▶ [WHAT THE EXERCISE ASKS]
Quote every line as given.

▶ [SUPPLIED INFORMATION]
##############################

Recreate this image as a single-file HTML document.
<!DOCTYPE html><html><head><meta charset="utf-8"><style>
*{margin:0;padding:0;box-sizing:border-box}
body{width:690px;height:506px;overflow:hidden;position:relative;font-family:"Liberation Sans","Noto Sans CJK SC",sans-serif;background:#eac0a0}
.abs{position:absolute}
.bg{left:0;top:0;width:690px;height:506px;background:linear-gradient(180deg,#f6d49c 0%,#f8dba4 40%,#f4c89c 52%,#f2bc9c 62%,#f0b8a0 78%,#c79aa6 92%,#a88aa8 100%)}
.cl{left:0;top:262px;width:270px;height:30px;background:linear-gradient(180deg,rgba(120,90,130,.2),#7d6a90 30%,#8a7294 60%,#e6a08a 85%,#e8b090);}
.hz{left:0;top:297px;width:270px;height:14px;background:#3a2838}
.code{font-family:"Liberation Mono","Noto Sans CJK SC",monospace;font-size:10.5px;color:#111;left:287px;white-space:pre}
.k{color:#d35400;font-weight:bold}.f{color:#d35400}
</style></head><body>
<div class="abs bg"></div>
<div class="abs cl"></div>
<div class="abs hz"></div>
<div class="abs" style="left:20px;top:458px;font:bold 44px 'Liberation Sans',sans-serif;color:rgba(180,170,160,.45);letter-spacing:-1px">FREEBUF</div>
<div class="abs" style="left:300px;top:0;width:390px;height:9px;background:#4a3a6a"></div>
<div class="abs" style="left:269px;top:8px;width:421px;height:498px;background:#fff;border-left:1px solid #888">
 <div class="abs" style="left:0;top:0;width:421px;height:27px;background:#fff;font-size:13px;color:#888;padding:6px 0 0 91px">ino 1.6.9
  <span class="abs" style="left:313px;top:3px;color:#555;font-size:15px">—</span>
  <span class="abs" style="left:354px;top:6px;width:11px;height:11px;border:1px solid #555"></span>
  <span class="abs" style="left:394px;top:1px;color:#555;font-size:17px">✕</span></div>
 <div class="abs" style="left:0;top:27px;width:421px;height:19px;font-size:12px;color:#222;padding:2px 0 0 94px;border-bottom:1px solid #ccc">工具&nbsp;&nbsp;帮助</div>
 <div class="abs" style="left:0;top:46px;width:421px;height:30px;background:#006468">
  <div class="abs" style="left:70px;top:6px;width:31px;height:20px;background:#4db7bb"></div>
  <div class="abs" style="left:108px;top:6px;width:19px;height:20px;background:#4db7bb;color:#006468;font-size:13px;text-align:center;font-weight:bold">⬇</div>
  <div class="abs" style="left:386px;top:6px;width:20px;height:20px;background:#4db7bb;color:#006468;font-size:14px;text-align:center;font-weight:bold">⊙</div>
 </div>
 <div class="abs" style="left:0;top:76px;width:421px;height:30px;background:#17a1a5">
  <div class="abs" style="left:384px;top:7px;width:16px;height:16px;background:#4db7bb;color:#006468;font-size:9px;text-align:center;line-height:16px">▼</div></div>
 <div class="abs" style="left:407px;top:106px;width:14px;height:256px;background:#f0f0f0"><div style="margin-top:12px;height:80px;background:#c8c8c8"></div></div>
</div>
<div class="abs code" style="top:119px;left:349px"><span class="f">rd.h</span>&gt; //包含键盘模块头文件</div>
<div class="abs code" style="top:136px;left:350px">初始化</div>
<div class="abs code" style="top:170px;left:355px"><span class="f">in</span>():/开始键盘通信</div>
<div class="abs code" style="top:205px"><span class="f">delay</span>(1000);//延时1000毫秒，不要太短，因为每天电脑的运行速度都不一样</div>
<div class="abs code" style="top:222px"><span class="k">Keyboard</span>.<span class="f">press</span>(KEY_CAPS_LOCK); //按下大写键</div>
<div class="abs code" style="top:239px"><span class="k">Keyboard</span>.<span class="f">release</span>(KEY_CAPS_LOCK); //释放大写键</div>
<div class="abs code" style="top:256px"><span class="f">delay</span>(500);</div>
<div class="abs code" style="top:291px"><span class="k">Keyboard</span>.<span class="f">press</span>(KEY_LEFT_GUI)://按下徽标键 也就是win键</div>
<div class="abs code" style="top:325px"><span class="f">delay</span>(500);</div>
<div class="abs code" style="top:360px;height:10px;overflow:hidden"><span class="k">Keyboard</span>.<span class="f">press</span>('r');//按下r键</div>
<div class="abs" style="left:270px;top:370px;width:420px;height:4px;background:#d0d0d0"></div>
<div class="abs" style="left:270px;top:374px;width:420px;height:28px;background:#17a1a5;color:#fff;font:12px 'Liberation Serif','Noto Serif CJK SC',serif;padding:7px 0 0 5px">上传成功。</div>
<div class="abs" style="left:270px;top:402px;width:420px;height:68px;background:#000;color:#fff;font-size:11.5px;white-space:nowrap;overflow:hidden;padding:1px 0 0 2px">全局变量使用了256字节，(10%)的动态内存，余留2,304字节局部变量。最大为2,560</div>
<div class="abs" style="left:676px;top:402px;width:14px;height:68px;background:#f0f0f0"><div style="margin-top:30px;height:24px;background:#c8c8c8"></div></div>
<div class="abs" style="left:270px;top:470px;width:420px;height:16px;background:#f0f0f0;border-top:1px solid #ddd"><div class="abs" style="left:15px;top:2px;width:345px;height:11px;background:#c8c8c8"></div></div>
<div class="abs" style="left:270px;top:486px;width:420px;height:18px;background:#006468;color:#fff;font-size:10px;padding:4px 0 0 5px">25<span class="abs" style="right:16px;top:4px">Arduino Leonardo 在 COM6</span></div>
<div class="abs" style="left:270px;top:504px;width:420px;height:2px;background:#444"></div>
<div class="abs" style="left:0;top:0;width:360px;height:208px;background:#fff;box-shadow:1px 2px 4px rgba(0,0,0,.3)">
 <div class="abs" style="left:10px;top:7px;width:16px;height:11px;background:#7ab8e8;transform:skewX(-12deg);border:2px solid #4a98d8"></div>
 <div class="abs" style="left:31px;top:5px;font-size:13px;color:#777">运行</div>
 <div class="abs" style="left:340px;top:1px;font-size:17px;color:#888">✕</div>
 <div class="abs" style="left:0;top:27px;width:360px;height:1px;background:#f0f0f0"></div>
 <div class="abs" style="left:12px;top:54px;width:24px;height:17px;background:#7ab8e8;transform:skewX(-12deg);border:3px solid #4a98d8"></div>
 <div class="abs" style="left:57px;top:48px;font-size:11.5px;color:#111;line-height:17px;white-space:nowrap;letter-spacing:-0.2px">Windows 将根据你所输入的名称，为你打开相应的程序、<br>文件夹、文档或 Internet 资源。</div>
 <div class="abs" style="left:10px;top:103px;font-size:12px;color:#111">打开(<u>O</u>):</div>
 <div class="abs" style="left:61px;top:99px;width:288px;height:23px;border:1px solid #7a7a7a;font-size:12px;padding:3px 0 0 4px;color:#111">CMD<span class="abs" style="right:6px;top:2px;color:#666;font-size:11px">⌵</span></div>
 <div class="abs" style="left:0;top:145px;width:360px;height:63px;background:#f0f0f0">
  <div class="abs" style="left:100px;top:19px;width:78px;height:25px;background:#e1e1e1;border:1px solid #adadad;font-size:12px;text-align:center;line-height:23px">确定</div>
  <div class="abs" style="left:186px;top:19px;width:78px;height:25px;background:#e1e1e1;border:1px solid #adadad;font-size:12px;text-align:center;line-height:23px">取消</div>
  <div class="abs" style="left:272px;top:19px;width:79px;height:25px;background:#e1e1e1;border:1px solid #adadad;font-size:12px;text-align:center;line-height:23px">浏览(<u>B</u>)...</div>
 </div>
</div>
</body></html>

##############################

▶ [ANSWER]
Recreate this image as a single-file HTML document.
<!DOCTYPE html><html><head><meta charset="utf-8"><style>
*{margin:0;padding:0;box-sizing:border-box}
body{width:690px;height:506px;overflow:hidden;position:relative;font-family:"Liberation Sans","Noto Sans CJK SC",sans-serif;background:#eac0a0}
.abs{position:absolute}
.bg{left:0;top:0;width:690px;height:506px;background:linear-gradient(180deg,#f6d49c 0%,#f8dba4 40%,#f4c89c 52%,#f2bc9c 62%,#f0b8a0 78%,#c79aa6 92%,#a88aa8 100%)}
.cl{left:0;top:262px;width:270px;height:30px;background:linear-gradient(180deg,rgba(120,90,130,.2),#7d6a90 30%,#8a7294 60%,#e6a08a 85%,#e8b090);}
.hz{left:0;top:297px;width:270px;height:14px;background:#3a2838}
.code{font-family:"Liberation Mono","Noto Sans CJK SC",monospace;font-size:10.5px;color:#111;left:287px;white-space:pre}
.k{color:#d35400;font-weight:bold}.f{color:#d35400}
</style></head><body>
<div class="abs bg"></div>
<div class="abs cl"></div>
<div class="abs hz"></div>
<div class="abs" style="left:20px;top:458px;font:bold 44px 'Liberation Sans',sans-serif;color:rgba(180,170,160,.45);letter-spacing:-1px">FREEBUF</div>
<div class="abs" style="left:300px;top:0;width:390px;height:9px;background:#4a3a6a"></div>
<div class="abs" style="left:269px;top:8px;width:421px;height:498px;background:#fff;border-left:1px solid #888">
 <div class="abs" style="left:0;top:0;width:421px;height:27px;background:#fff;font-size:13px;color:#888;padding:6px 0 0 91px">ino 1.6.9
  <span class="abs" style="left:313px;top:3px;color:#555;font-size:15px">—</span>
  <span class="abs" style="left:354px;top:6px;width:11px;height:11px;border:1px solid #555"></span>
  <span class="abs" style="left:394px;top:1px;color:#555;font-size:17px">✕</span></div>
 <div class="abs" style="left:0;top:27px;width:421px;height:19px;font-size:12px;color:#222;padding:2px 0 0 94px;border-bottom:1px solid #ccc">工具&nbsp;&nbsp;帮助</div>
 <div class="abs" style="left:0;top:46px;width:421px;height:30px;background:#006468">
  <div class="abs" style="left:70px;top:6px;width:31px;height:20px;background:#4db7bb"></div>
  <div class="abs" style="left:108px;top:6px;width:19px;height:20px;background:#4db7bb;color:#006468;font-size:13px;text-align:center;font-weight:bold">⬇</div>
  <div class="abs" style="left:386px;top:6px;width:20px;height:20px;background:#4db7bb;color:#006468;font-size:14px;text-align:center;font-weight:bold">⊙</div>
 </div>
 <div class="abs" style="left:0;top:76px;width:421px;height:30px;background:#17a1a5">
  <div class="abs" style="left:384px;top:7px;width:16px;height:16px;background:#4db7bb;color:#006468;font-size:9px;text-align:center;line-height:16px">▼</div></div>
 <div class="abs" style="left:407px;top:106px;width:14px;height:256px;background:#f0f0f0"><div style="margin-top:12px;height:80px;background:#c8c8c8"></div></div>
</div>
<div class="abs code" style="top:119px;left:349px"><span class="f">rd.h</span>&gt; //包含键盘模块头文件</div>
<div class="abs code" style="top:136px;left:350px">初始化</div>
<div class="abs code" style="top:170px;left:355px"><span class="f">in</span>():/开始键盘通信</div>
<div class="abs code" style="top:205px"><span class="f">delay</span>(1000);//延时1000毫秒，不要太短，因为每天电脑的运行速度都不一样</div>
<div class="abs code" style="top:222px"><span class="k">Keyboard</span>.<span class="f">press</span>(KEY_CAPS_LOCK); //按下大写键</div>
<div class="abs code" style="top:239px"><span class="k">Keyboard</span>.<span class="f">release</span>(KEY_CAPS_LOCK); //释放大写键</div>
<div class="abs code" style="top:256px"><span class="f">delay</span>(500);</div>
<div class="abs code" style="top:291px"><span class="k">Keyboard</span>.<span class="f">press</span>(KEY_LEFT_GUI)://按下徽标键 也就是win键</div>
<div class="abs code" style="top:325px"><span class="f">delay</span>(500);</div>
<div class="abs code" style="top:360px;height:10px;overflow:hidden"><span class="k">Keyboard</span>.<span class="f">press</span>('r');//按下r键</div>
<div class="abs" style="left:270px;top:370px;width:420px;height:4px;background:#d0d0d0"></div>
<div class="abs" style="left:270px;top:374px;width:420px;height:28px;background:#17a1a5;color:#fff;font:12px 'Liberation Serif','Noto Serif CJK SC',serif;padding:7px 0 0 5px">上传成功。</div>
<div class="abs" style="left:270px;top:402px;width:420px;height:68px;background:#000;color:#fff;font-size:11.5px;white-space:nowrap;overflow:hidden;padding:1px 0 0 2px">全局变量使用了256字节，(10%)的动态内存，余留2,304字节局部变量。最大为2,560</div>
<div class="abs" style="left:676px;top:402px;width:14px;height:68px;background:#f0f0f0"><div style="margin-top:30px;height:24px;background:#c8c8c8"></div></div>
<div class="abs" style="left:270px;top:470px;width:420px;height:16px;background:#f0f0f0;border-top:1px solid #ddd"><div class="abs" style="left:15px;top:2px;width:345px;height:11px;background:#c8c8c8"></div></div>
<div class="abs" style="left:270px;top:486px;width:420px;height:18px;background:#006468;color:#fff;font-size:10px;padding:4px 0 0 5px">25<span class="abs" style="right:16px;top:4px">Arduino Leonardo 在 COM6</span></div>
<div class="abs" style="left:270px;top:504px;width:420px;height:2px;background:#444"></div>
<div class="abs" style="left:0;top:0;width:360px;height:208px;background:#fff;box-shadow:1px 2px 4px rgba(0,0,0,.3)">
 <div class="abs" style="left:10px;top:7px;width:16px;height:11px;background:#7ab8e8;transform:skewX(-12deg);border:2px solid #4a98d8"></div>
 <div class="abs" style="left:31px;top:5px;font-size:13px;color:#777">运行</div>
 <div class="abs" style="left:340px;top:1px;font-size:17px;color:#888">✕</div>
 <div class="abs" style="left:0;top:27px;width:360px;height:1px;background:#f0f0f0"></div>
 <div class="abs" style="left:12px;top:54px;width:24px;height:17px;background:#7ab8e8;transform:skewX(-12deg);border:3px solid #4a98d8"></div>
 <div class="abs" style="left:57px;top:48px;font-size:11.5px;color:#111;line-height:17px;white-space:nowrap;letter-spacing:-0.2px">Windows 将根据你所输入的名称，为你打开相应的程序、<br>文件夹、文档或 Internet 资源。</div>
 <div class="abs" style="left:10px;top:103px;font-size:12px;color:#111">打开(<u>O</u>):</div>
 <div class="abs" style="left:61px;top:99px;width:288px;height:23px;border:1px solid #7a7a7a;font-size:12px;padding:3px 0 0 4px;color:#111">CMD<span class="abs" style="right:6px;top:2px;color:#666;font-size:11px">⌵</span></div>
 <div class="abs" style="left:0;top:145px;width:360px;height:63px;background:#f0f0f0">
  <div class="abs" style="left:100px;top:19px;width:78px;height:25px;background:#e1e1e1;border:1px solid #adadad;font-size:12px;text-align:center;line-height:23px">确定</div>
  <div class="abs" style="left:186px;top:19px;width:78px;height:25px;background:#e1e1e1;border:1px solid #adadad;font-size:12px;text-align:center;line-height:23px">取消</div>
  <div class="abs" style="left:272px;top:19px;width:79px;height:25px;background:#e1e1e1;border:1px solid #adadad;font-size:12px;text-align:center;line-height:23px">浏览(<u>B</u>)...</div>
 </div>
</div>
</body></html>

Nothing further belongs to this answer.